According to Elnashra, the Syrian source described the meetings with Lebanese officials as “always positive and fruitful, but also in need of greater and wider contact with the other officials.” And whether the Lebanese trucks will begin to cross, the Syrian source reiterated that it “needs some time and arrangements with the Lebanese side.”

The Lebanese leader Michel Aoun had praised the “agreement reached between the Jordanian and Syrian authorities to open the Nassib border crossing. This will be beneficial also to Lebanon and allows the movement of people and goods from Lebanon to the Arab countries and vice versa.”

Aoun stressed that “the opening of this vital crossing after three years of closure will revive the various productive sectors, and reduce the cost of exporting goods from Lebanon to the Arab countries.”

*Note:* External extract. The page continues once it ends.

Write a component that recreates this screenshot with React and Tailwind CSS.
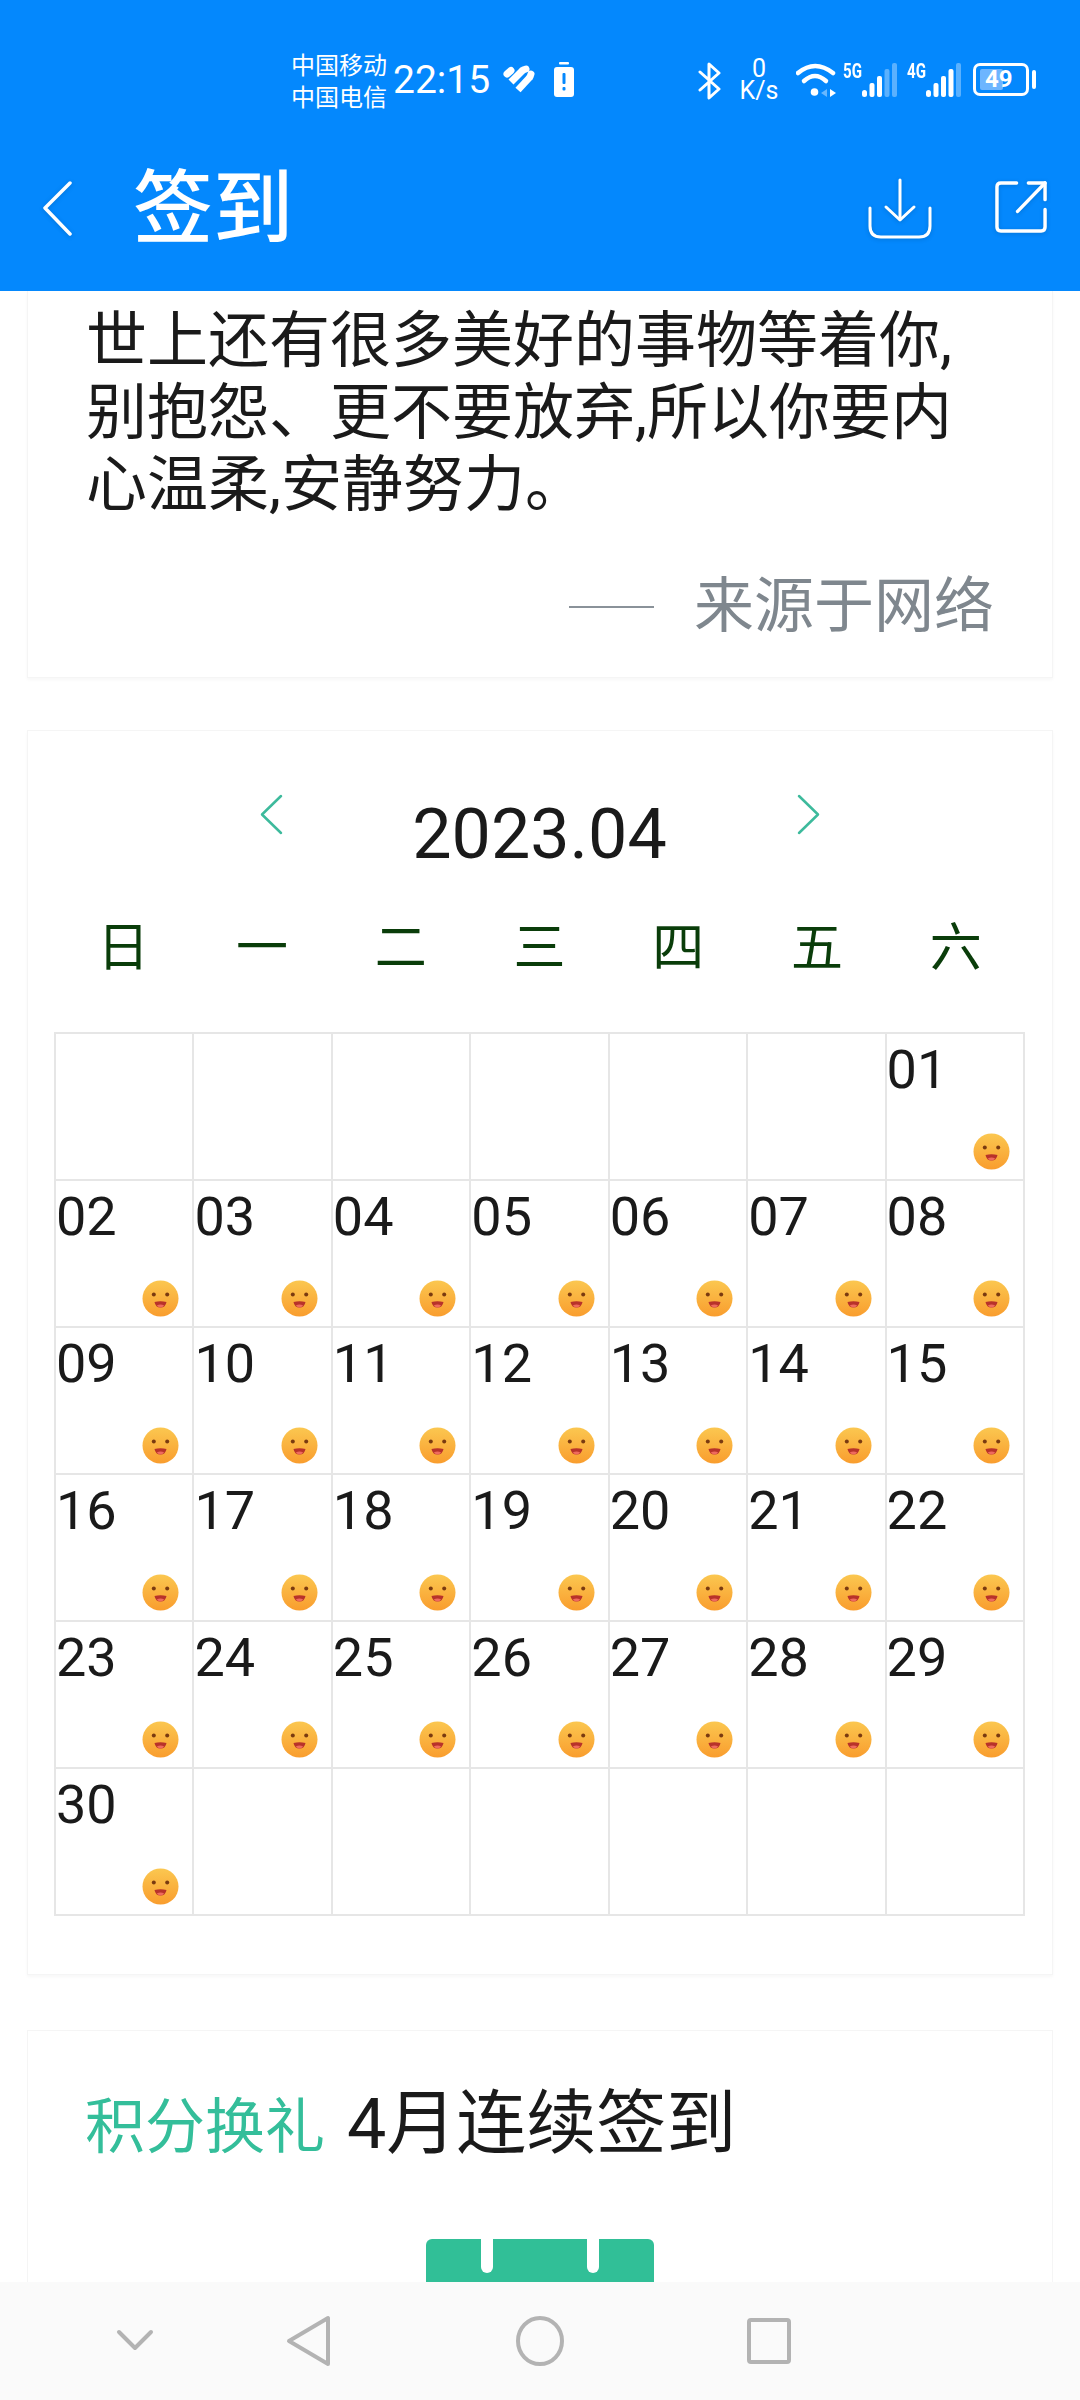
const FONT = 'Roboto, "Noto Sans CJK SC", sans-serif';

const weekdays = ["日", "一", "二", "三", "四", "五", "六"];

// April 2023 starts on a Saturday
const days = [...Array(6).fill(null), ...Array.from({ length: 30 }, (_, i) => String(i + 1).padStart(2, "0")), ...Array(6).fill(null)];

const Smiley = () => (
  <svg width="37" height="37" viewBox="0 0 37 37">
    <defs>
      <linearGradient id="face" x1="0" y1="0" x2="0" y2="1">
        <stop offset="0" stopColor="#fbc750" />
        <stop offset="1" stopColor="#f99d2e" />
      </linearGradient>
    </defs>
    <circle cx="18.5" cy="18.5" r="18" fill="url(#face)" />
    <circle cx="11.8" cy="14.5" r="2" fill="#7a3a10" />
    <circle cx="25.2" cy="14.5" r="2" fill="#7a3a10" />
    <path d="M12.5 22 Q18.5 20.5 24.5 22 Q23.5 27.5 18.5 27.5 Q13.5 27.5 12.5 22 Z" fill="#b8322a" />
    <path d="M14.8 25.5 Q18.5 23.5 22.2 25.5 Q20.5 27.5 18.5 27.5 Q16.5 27.5 14.8 25.5 Z" fill="#ef6a5e" />
  </svg>
);

const Signal = ({ faded }) => (
  <svg width="36" height="34" viewBox="0 0 36 34" fill="#fff">
    <rect x="0" y="27" width="5" height="7" rx="2.5" opacity={faded > 4 ? 0.35 : 1} />
    <rect x="7.5" y="20" width="5" height="14" rx="2" opacity={faded > 3 ? 0.35 : 1} />
    <rect x="15" y="13" width="5" height="21" rx="2" opacity={faded > 2 ? 0.35 : 1} />
    <rect x="22.5" y="6" width="5" height="28" rx="2" opacity={faded > 1 ? 0.35 : 1} />
    <rect x="30" y="0" width="5" height="34" rx="2" opacity={faded > 0 ? 0.35 : 1} />
  </svg>
);

const StatusBar = () => (
  <div className="flex items-start pt-[50px] pl-[291px] text-white">
    <div className="flex flex-col text-[24px] leading-[32px] w-[102px]">
      <span>中国移动</span>
      <span>中国电信</span>
    </div>
    <span className="text-[39px] leading-[40px] mt-[10px] w-[109px]">22:15</span>
    <svg className="mt-[15px]" width="34" height="28" viewBox="0 0 34 28" fill="none" stroke="#fff" strokeWidth="7" strokeLinecap="round">
      <path d="M5 9 L9 5.5" />
      <path d="M9 17 L21 5" strokeLinecap="butt" />
      <path d="M16 25 L28 12" strokeLinecap="butt" />
      <path d="M21 5 L24 4 M28 12 L29 9" />
    </svg>
    <svg className="mt-[12px] ml-[18px]" width="20" height="35" viewBox="0 0 20 35">
      <rect x="5" y="0" width="10" height="2.5" rx="1" fill="#fff" />
      <rect x="0" y="5" width="20" height="30" rx="3" fill="#fff" />
      <rect x="8.5" y="11" width="3" height="11" rx="1" fill="#0488fd" />
      <rect x="8.5" y="25" width="3" height="3.5" rx="1" fill="#0488fd" />
    </svg>
    <svg className="mt-[12px] ml-[124px]" width="24" height="38" viewBox="0 0 24 38" fill="none" stroke="#fff" strokeWidth="3" strokeLinejoin="round" strokeLinecap="round">
      <path d="M2 10 L21 27 L11 36 L11 2 L21 11 L2 28" />
    </svg>
    <div className="flex flex-col items-center ml-[18px] mt-[8px] w-[38px] text-[25px] leading-[22px]">
      <span>0</span>
      <span className="whitespace-nowrap">K/s</span>
    </div>
    <svg className="mt-[13px] ml-[18px]" width="42" height="34" viewBox="0 0 42 34" fill="none" stroke="#fff" strokeLinecap="round">
      <path d="M2 10 Q19 -4 37 10" strokeWidth="4.5" />
      <path d="M8 18 Q19 8 30 18" strokeWidth="4.5" />
      <circle cx="18.5" cy="29" r="3.8" fill="#fff" stroke="none" />
      <path d="M31 26 L25 30 L31 34 Z" fill="#fff" stroke="none" opacity="0.4" />
      <path d="M34 26 L40 30 L34 34 Z" fill="#fff" stroke="none" />
    </svg>
    <div className="relative mt-[13px] ml-[5px]">
      <span className="block origin-left scale-x-[0.72] text-[21px] leading-[17px] font-bold w-[53px]">5G</span>
      <div className="absolute left-[19px] top-0">
        <Signal faded={2} />
      </div>
    </div>
    <div className="relative mt-[13px] ml-[11px]">
      <span className="block origin-left scale-x-[0.72] text-[21px] leading-[17px] font-bold w-[55px]">4G</span>
      <div className="absolute left-[19px] top-0">
        <Signal faded={1} />
      </div>
    </div>
    <div className="flex items-center mt-[13px] ml-[11px]">
      <div className="relative w-[56px] h-[33px] border-[3px] border-white rounded-[7px]">
        <div className="absolute left-[4px] top-[3px] w-[23px] h-[21px] bg-[#6db5ff] rounded-[2px]" />
        <span className="absolute left-[9px] top-0 text-[24px] leading-[27px] font-bold">49</span>
      </div>
      <div className="w-[4px] h-[19px] bg-white rounded-full ml-[3px]" />
    </div>
  </div>
);

const TitleBar = () => (
  <div className="relative flex items-center h-[76px] mt-[57px] text-white">
    <svg className="ml-[41px] drop-shadow-sm" width="32" height="58" viewBox="0 0 32 58" fill="none" stroke="#fff" strokeWidth="3.5" strokeLinecap="round" strokeLinejoin="round">
      <path d="M29 3 L4 28 L29 54" />
    </svg>
    <h1 className="ml-[60px] text-[80px] leading-[76px] font-medium">签到</h1>
    <svg className="ml-auto mr-[-1px] drop-shadow-sm" width="66" height="62" viewBox="0 0 66 62" fill="none" stroke="#fff" strokeWidth="3" strokeLinecap="round" strokeLinejoin="round">
      <path d="M33 2 L33 41" />
      <path d="M19 29 L33 42 L47 29" />
      <path d="M3 30 L3 48 Q3 59 14 59 L52 59 Q63 59 63 48 L63 30" />
    </svg>
    <svg className="ml-[63px] mr-[32px] mb-[5px] drop-shadow-sm" width="53" height="53" viewBox="0 0 54 54" fill="none" stroke="#fff" strokeWidth="3.5" strokeLinecap="round" strokeLinejoin="round">
      <path d="M22 3 L6 3 Q2 3 2 7 L2 48 Q2 52 6 52 L47 52 Q51 52 51 48 L51 30" />
      <path d="M23 32 L51 3" />
      <path d="M34 3 L51 3 L51 20" />
    </svg>
  </div>
);

const QuoteCard = () => (
  <section className="mx-[27px] h-[387px] bg-white border-x border-b border-[#f5f5f5] shadow-[0_2px_3px_rgba(0,0,0,0.03)] px-[58px] pt-[14px] text-[61px]">
    <p className="leading-[72px] text-[#1a1a1a]">世上还有很多美好的事物等着你,别抱怨、更不要放弃,所以你要内心温柔,安静努力。</p>
    <div className="flex items-center justify-end mt-[50px] text-[60px] text-[#7f878e] leading-[72px]">
      <span className="w-[85px] h-[2px] bg-[#8a9299] mr-[40px]" />
      <span>来源于网络</span>
    </div>
  </section>
);

const CalendarCard = () => (
  <section className="mx-[27px] mt-[52px] h-[1245px] bg-white border border-[#f5f5f5] shadow-[0_2px_3px_rgba(0,0,0,0.03)] pl-[26px] pr-[27px]">
    <div className="flex justify-center pt-[62px]">
      <svg className="mt-[1px]" width="24" height="41" viewBox="0 0 24 41" fill="none" stroke="#3dba9c" strokeWidth="2.5" strokeLinecap="round" strokeLinejoin="round">
        <path d="M22 2 L3 20.5 L22 39" />
      </svg>
      <span className="mx-[128px] text-[70px] leading-[80px] mt-[1px] text-[#1a1a1a] w-[258px] text-center">2023.04</span>
      <svg className="mt-[1px]" width="24" height="41" viewBox="0 0 24 41" fill="none" stroke="#3dba9c" strokeWidth="2.5" strokeLinecap="round" strokeLinejoin="round">
        <path d="M2 2 L21 20.5 L2 39" />
      </svg>
    </div>
    <div className="grid grid-cols-7 mt-[45px] text-[52px] leading-[60px] text-center text-[#0a3d0a]">
      {weekdays.map((d) => (
        <span key={d}>{d}</span>
      ))}
    </div>
    <div className="grid grid-cols-7 mt-[53px] border-t-2 border-l-2 border-[#e6e6e6]">
      {days.map((d, i) => (
        <div key={i} className="relative h-[147px] border-r-2 border-b-2 border-[#e6e6e6]">
          {d && (
            <>
              <span className="block text-[54px] leading-[72px] text-[#1a1a1a]">{d}</span>
              <div className="absolute right-[13px] bottom-[9px] flex">
                <Smiley />
              </div>
            </>
          )}
        </div>
      ))}
    </div>
  </section>
);

const RewardCard = () => (
  <section className="mx-[27px] mt-[55px] h-[400px] bg-white border border-[#f5f5f5] px-[57px] pt-[53px]">
    <h2 className="flex items-baseline h-[80px] text-[60px] leading-[80px] font-normal">
      <span className="text-[#34be9a]">积分换礼</span>
      <span className="ml-[22px] text-[70px] text-[#1a1a1a]">4月连续签到</span>
    </h2>
    <div className="mt-[75px] ml-[341px] flex justify-center gap-[94px] w-[228px] h-[60px] bg-[#31bf97] rounded-t-[6px]">
      <span className="w-[12px] h-[34px] bg-white rounded-b-full" />
      <span className="w-[12px] h-[34px] bg-white rounded-b-full" />
    </div>
  </section>
);

const NavBar = () => (
  <nav className="relative z-10 h-[118px] bg-[#fafafa] shrink-0">
    <svg className="absolute left-[116px] top-[47px]" width="38" height="22" viewBox="0 0 38 22" fill="none" stroke="#b3b3b3" strokeWidth="4" strokeLinecap="round" strokeLinejoin="round">
      <path d="M3 3 L19 19 L35 3" />
    </svg>
    <svg className="absolute left-[286px] top-[33px]" width="46" height="52" viewBox="0 0 46 52" fill="none" stroke="#b3b3b3" strokeWidth="4" strokeLinejoin="round">
      <path d="M42 3 L42 49 L3 26 Z" />
    </svg>
    <svg className="absolute left-[516px] top-[34px]" width="48" height="50" viewBox="0 0 48 50" fill="none" stroke="#b3b3b3" strokeWidth="4">
      <ellipse cx="24" cy="25" rx="22" ry="23" />
    </svg>
    <svg className="absolute left-[747px] top-[36px]" width="44" height="46" viewBox="0 0 44 46" fill="none" stroke="#b3b3b3" strokeWidth="4" strokeLinejoin="round">
      <rect x="2" y="2" width="40" height="42" rx="2" />
    </svg>
  </nav>
);

const App = () => {
  return (
    <div className="w-[1080px] h-[2400px] flex flex-col overflow-hidden bg-white" style={{ fontFamily: FONT }}>
      <header className="h-[291px] shrink-0 bg-[#0488fd]">
        <StatusBar />
        <TitleBar />
      </header>
      <main className="flex-1 overflow-hidden min-h-0">
        <QuoteCard />
        <CalendarCard />
        <RewardCard />
      </main>
      <NavBar />
    </div>
  );
};

export default App;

The Lebanese Minister of Agriculture in the caretaker government, Ghazi Zu’aitir, said that “opening the Nassib crossing serves the interest of Lebanese exporters and that communication with the Syrian side is continuing at the level of ministers concerned on this issue.”

Zu’aitir spoke about “agreements signed between the Lebanese and Syrian parties: The Treaty of Brotherhood, Cooperation and Coordination, the presence of the Lebanese-Syrian Higher Council, and the exchange of embassies between the two countries, which allows us to move based on constitutional and legal provisions."

The Minister of Economy in the caretaker government, Raed Khoury, revealed that “we communicated with the Syrian side today, and the logistical details on the transit of trucks and Lebanese exports and other issues will be discussed in the coming days.”

The head of the Farmers and Peasants Association in the Bekaa Valley, Ibrahim Tarshishi, told Arab News: “The agricultural sector was exporting through the Nassib border crossing goods in reaching up to 500,000 tons annually to the Arab countries, and 50,000 by sea. With the closure of the crossing over the past three years, the sector was exporting only 350,000 tons by sea, causing losses to farmers because they had to sell the remaining production at prices below 50 percent of the cost of production.”

“The trucks will start operating starting Tuesday, and we have not been informed of any different procedures related to the transport and transit process,” said Shafiq Al-Qassis, head of Truck Owners' Association in Lebanon.